Is that a long time away?

Buddhism has a lot to do with death because death is completely intimate, completely sacred, completely personal, completely unyielding, completely real, and completely now.

There is a Tibetan saying that partially goes, "We are born alone, we will die alone". That hits home.

Just think about that for a second. Not about the philosophy behind it, because Buddhism also says that we are never alone. But just contemplate these words for a bit, not whether or not it is correct from a philosophical perspective, just let it sink in as it is..

We are born alone
We will die alone


Death is touching truth. Life is too, we just don't notice it. We need to find a realistic way to relate to this most intimate of experiences.

I new this other guy who died. While on his death bed his friend kept telling him to "follow the light, let go and follow the light..."
That really IS just bullshit! No one should "command" someone to do something while they are dying! The process of dying is too serious and too intimate for that. The dying guy finally yelled at him to shut up at one point.

Reading to someone who is dying or suggesting something yeah, that's ok in my book, simply listening to them is best of coarse, but trying to impose your phony beliefs on someone as they are going through the purest moment of their experience is a crime.

When you study Buddhism you study your death. Practicing Buddhism is practicing your death. Switch the word "death" to "life" and you see what I mean from a different perspective. Regardless of the words, either perspective is true.

WE ARE DYING

You think this is not the case but it is.

Buddhism is not bullshit because life-death is not bullshit. We make it bullshit by wasting it.

YOU ARE DYING

I read this story on line about the Dalai Lama:

"When the Dalai Lama turned 58 years old, a reporter asked him what he was going to do next with his life. He answered that he was going to prepare for death. The interviewer inquired about his health, and the Dalai Lama replied that he wasn’t sick, but that his body was impermanent."

It really is amazing that humans have come up with Buddhism.

Each moment of our experience includes every other moment. We just don't notice this! Meditating on our death removes the bullshit from our experience and replaces it with the "notice" part.

You don't have to necessarily "visualize" your dying process to meditate on death. Really, any Buddhist meditation, any Buddhist method is a meditation on death because Buddhism points toward truth - no matter what you name it.

Death is truth because it's opposite is usually avoidance, distraction, pre-occupation. Death rips this all away, or it removes it in a control manner if we face this moment as it is now by paying attention to our dying-living.
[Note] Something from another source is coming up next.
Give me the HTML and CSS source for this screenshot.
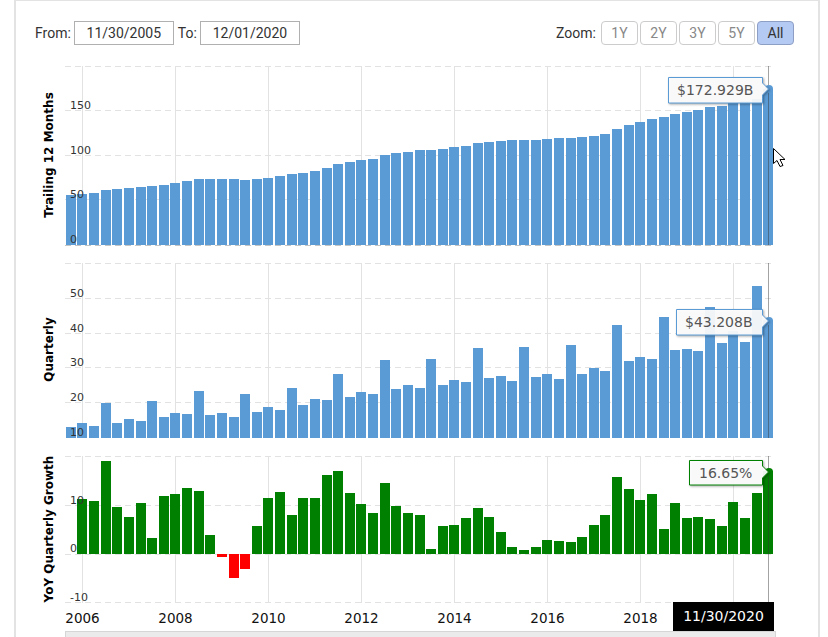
FILE: index.html
```html
<!DOCTYPE html>
<html>
<head>
    <meta charset="UTF-8">
    <title>Revenue Chart</title>
    <link rel="stylesheet" href="styles.css">
</head>
<body>
    <div class="card">
        <div class="toolbar">
            <div class="range">
                <label class="range-label">From:</label>
                <input class="range-input" type="text" value="11/30/2005">
                <label class="range-label">To:</label>
                <input class="range-input" type="text" value="12/01/2020">
            </div>
            <div class="zoom">
                <span class="zoom-label">Zoom:</span>
                <button class="zoom-btn">1Y</button>
                <button class="zoom-btn">2Y</button>
                <button class="zoom-btn">3Y</button>
                <button class="zoom-btn">5Y</button>
                <button class="zoom-btn active">All</button>
            </div>
        </div>
        <!-- viewBox uses page coordinates so the numbers read off the chart stay simple -->
        <svg id="chart" class="chart" viewBox="30 60 770 577" width="770" height="577"></svg>
    </div>
    <script src="chart.js"></script>
</body>
</html>
```

FILE: styles.css
```css
* {
    box-sizing: border-box;
}
body {
    margin: 0;
    background-color: #fff;
    font-family: Roboto, Arial, sans-serif;
    overflow: hidden;
}
.card {
    width: 806px;
    height: 637px;
    margin-left: 14px;
    padding: 20px 24px 0 19px;
    border: 1px solid #e3e3e3;
    border-width: 1px 2px 0 2px;
}
.toolbar {
    display: flex;
    justify-content: space-between;
    align-items: center;
    height: 24px;
    margin-bottom: 15px;
}
.range {
    display: flex;
    align-items: center;
}
.range-label {
    font-size: 14px;
    color: #333;
    margin-right: 3px;
}
.range-input {
    width: 100px;
    height: 24px;
    margin-right: 4px;
    padding: 0;
    border: 1px solid #b0b0b0;
    font-family: Roboto, Arial, sans-serif;
    font-size: 14px;
    color: #333;
    text-align: center;
}
.zoom {
    display: flex;
    align-items: center;
    gap: 2px;
}
.zoom-label {
    font-size: 14px;
    color: #333;
    margin-right: 3px;
}
.zoom-btn {
    width: 37px;
    height: 24px;
    padding: 0;
    border: 1px solid #ccc;
    border-radius: 4px;
    background-color: #fff;
    font-family: Roboto, Arial, sans-serif;
    font-size: 14px;
    color: #888;
}
.zoom-btn.active {
    background-color: #b5caf2;
    border-color: #8e9fc6;
    color: #333;
}
.chart {
    display: block;
    margin-left: -5px;
}

/* chart parts */
.grid-h {
    stroke: #e2e2e2;
    stroke-width: 1;
    stroke-dasharray: 6 4;
}
.grid-v {
    stroke: #e2e2e2;
    stroke-width: 1;
}
.baseline {
    stroke: #555;
    stroke-opacity: 0.35;
    stroke-width: 1;
    stroke-dasharray: 6 4;
}
.bar-blue, .marker-blue {
    fill: #5b9bd5;
}
.bar-green, .marker-green {
    fill: #008000;
}
.bar-red {
    fill: #f00;
}
.crosshair {
    stroke: #333;
    stroke-opacity: 0.45;
    stroke-width: 1;
}
.tick {
    font-family: "DejaVu Sans", sans-serif;
    font-size: 11px;
    fill: #333;
}
.axis-title {
    font-family: "DejaVu Sans", sans-serif;
    font-size: 12px;
    font-weight: bold;
    fill: #000;
    text-anchor: middle;
}
.year {
    font-family: "DejaVu Sans", sans-serif;
    font-size: 13.5px;
    fill: #111;
    text-anchor: middle;
}
.tip {
    fill: rgba(255, 255, 255, 0.93);
    stroke-width: 1;
    filter: drop-shadow(1px 1px 1px rgba(0, 0, 0, 0.35));
}
.tip-blue {
    stroke: #5b9bd5;
}
.tip-green {
    stroke: #008000;
}
.tip-text {
    font-family: "DejaVu Sans", sans-serif;
    font-size: 14px;
    fill: #555;
}
.date-box {
    fill: #000;
}
.date-text {
    font-family: "DejaVu Sans", sans-serif;
    font-size: 14px;
    fill: #fff;
    text-anchor: middle;
}
.navigator {
    fill: #ebebeb;
    stroke: #d6d6d6;
    stroke-width: 1;
}
.cursor {
    fill: #fff;
    stroke: #000;
    stroke-width: 1;
    stroke-linejoin: miter;
}
```

FILE: chart.js
```js
// left edge of every quarter's bar, shared by all three panels
var barX = [66, 77, 89, 101, 112, 124, 136, 147, 159, 170, 182, 194, 205, 217, 229, 240, 252, 263, 275, 287,
    298, 310, 322, 333, 345, 356, 368, 380, 391, 403, 415, 426, 438, 449, 461, 473, 484, 496, 507, 519,
    531, 542, 554, 566, 577, 589, 600, 612, 624, 635, 647, 659, 670, 682, 693, 705, 717, 728, 740, 752, 763];

// y of each bar's top
var trailing = [195, 194, 193, 190, 189, 188, 187, 186, 185, 183, 181, 179, 179, 179, 179, 180, 179, 178, 176, 174,
    173, 171, 168, 164, 162, 160, 159, 155, 153, 152, 150, 150, 149, 147, 146, 143, 142, 141, 140, 140,
    140, 139, 138, 138, 137, 136, 134, 129, 125, 122, 119, 117, 114, 112, 110, 107, 106, 103, 101, 99, 89];

var quarterly = [427, 423, 426, 403, 423, 419, 421, 401, 417, 413, 414, 391, 415, 413, 417, 394, 412, 407, 410, 388,
    405, 399, 400, 374, 397, 392, 394, 360, 389, 385, 388, 359, 385, 380, 382, 348, 378, 376, 381, 347,
    377, 374, 379, 345, 374, 368, 371, 325, 361, 357, 359, 317, 350, 349, 351, 307, 343, 331, 342, 286, 320];

// first quarter has no growth figure
var growth = [null, 499, 501, 461, 507, 517, 503, 538, 496, 494, 488, 491, 535, 557, 578, 569, 526, 498, 492, 515,
    498, 498, 475, 471, 493, 504, 513, 483, 506, 513, 515, 549, 526, 525, 518, 508, 517, 532, 547, 550,
    547, 540, 541, 542, 537, 525, 515, 477, 489, 500, 494, 529, 503, 518, 517, 519, 526, 502, 518, 493, 471];

var svg = document.getElementById('chart');
var yearLines = [82.5, 175.5, 268.5, 361.5, 454.5, 547.5, 640.5, 733.5];

function add(tag, attrs, text) {
    var el = document.createElementNS('http://www.w3.org/2000/svg', tag);
    for (var key in attrs) {
        el.setAttribute(key, attrs[key]);
    }
    if (text) {
        el.textContent = text;
    }
    svg.appendChild(el);
    return el;
}

function drawPanel(panel) {
    panel.grid.forEach(function(y) {
        add('line', { x1: 65, x2: 775, y1: y, y2: y, class: 'grid-h' });
    });
    yearLines.forEach(function(x) {
        add('line', { x1: x, x2: x, y1: panel.top, y2: panel.bottom, class: 'grid-v' });
    });

    panel.tops.forEach(function(top, i) {
        if (top === null) return;
        var negative = top > panel.zero;
        add('rect', {
            x: barX[i],
            y: negative ? panel.zero : top,
            width: 10,
            height: Math.abs(top - panel.zero),
            class: negative ? 'bar-red' : panel.barClass
        });
    });

    if (panel.baseline) {
        add('line', { x1: 65, x2: 775, y1: panel.baseline, y2: panel.baseline, class: 'baseline' });
    }

    panel.ticks.forEach(function(tick) {
        add('text', { x: 70, y: tick[1], class: 'tick' }, tick[0]);
    });

    add('text', {
        class: 'axis-title',
        transform: 'translate(52.5 ' + panel.titleY + ') rotate(-90)'
    }, panel.title);

    add('line', { x1: 768.5, x2: 768.5, y1: panel.top, y2: panel.bottom, class: 'crosshair' });
}

function drawTooltip(tip) {
    add('circle', { cx: 769, cy: tip.my, r: 4, class: 'marker-' + tip.color });
    var d = 'M' + tip.x + ' ' + tip.y0 + ' H762.5 V' + (tip.my - 6) +
        ' L768.5 ' + tip.my + ' L762.5 ' + (tip.my + 6) + ' V' + tip.y1 + ' H' + tip.x + ' Z';
    add('path', { d: d, class: 'tip tip-' + tip.color });
    add('text', { x: tip.textX, y: tip.baseline, class: 'tip-text' }, tip.text);
}

drawPanel({
    tops: trailing, zero: 245, top: 66, bottom: 245, barClass: 'bar-blue', baseline: 245.5,
    grid: [66.5, 110.5, 155.5, 199.5],
    ticks: [['150', 109], ['100', 154], ['50', 198], ['0', 243]],
    title: 'Trailing 12 Months', titleY: 155
});
drawPanel({
    tops: quarterly, zero: 438, top: 263, bottom: 438, barClass: 'bar-blue',
    grid: [263.5, 298.5, 333.5, 367.5, 402.5],
    ticks: [['50', 297], ['40', 332], ['30', 366], ['20', 401], ['10', 436]],
    title: 'Quarterly', titleY: 349.5
});
drawPanel({
    tops: growth, zero: 554, top: 456, bottom: 603, barClass: 'bar-green',
    grid: [456.5, 505.5, 554.5, 602.5],
    ticks: [['10', 504], ['0', 552], ['-10', 601]],
    title: 'YoY Quarterly Growth', titleY: 529
});

['2006', '2008', '2010', '2012', '2014', '2016', '2018'].forEach(function(year, i) {
    add('text', { x: yearLines[i], y: 623, class: 'year' }, year);
});

add('rect', { x: 65.5, y: 631.5, width: 710, height: 10, class: 'navigator' });

drawTooltip({ x: 668.5, y0: 77.5, y1: 103, my: 89, color: 'blue', text: '$172.929B', textX: 677, baseline: 95 });
drawTooltip({ x: 676.5, y0: 309.5, y1: 335, my: 321, color: 'blue', text: '$43.208B', textX: 685, baseline: 327 });
drawTooltip({ x: 689.5, y0: 460.5, y1: 485, my: 472, color: 'green', text: '16.65%', textX: 699, baseline: 478 });

add('rect', { x: 673, y: 602, width: 101, height: 29, class: 'date-box' });
add('text', { x: 723.5, y: 621, class: 'date-text' }, '11/30/2020');

// mouse pointer caught in the screenshot
add('path', { d: 'M773.5 148.5 V163.5 L777 160.5 L780 166.5 L783 165.5 L780 159.5 L785 159.5 Z', class: 'cursor' });
```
Either way, truth gets revealed.

And because truth gets revealed this is why we almost universally, intuitively respect death as being so intimate, so sacred - at least we should.

Shutting down, letting go of, seeing thru, eliminating the cognitive distractions we so cling to is what Buddhism is about. Don't be fooled by the appearance of it as "just another religion", this is not bullshit unless we make it into bullshit.

WE ARE DYING NOW

What are you going to distract yourself with?

I know you don't want to face this (life-death), neither do I, but here we are, right now, what should we do with this? What should we do with our experience?

Life is suffering. Life is stressful and unsatisfying. Life is fleeting and ever changing. Life is loss. Life is death.

But because it is all these things it is precious too.

Life is that tree, that cloud, that smile, that taste, that joke, that comb by the sink in the bathroom.

WE ARE BORN ALONE
WE WILL DIE ALONE

We die each and every moment. We live each and every moment. We die each and every moment.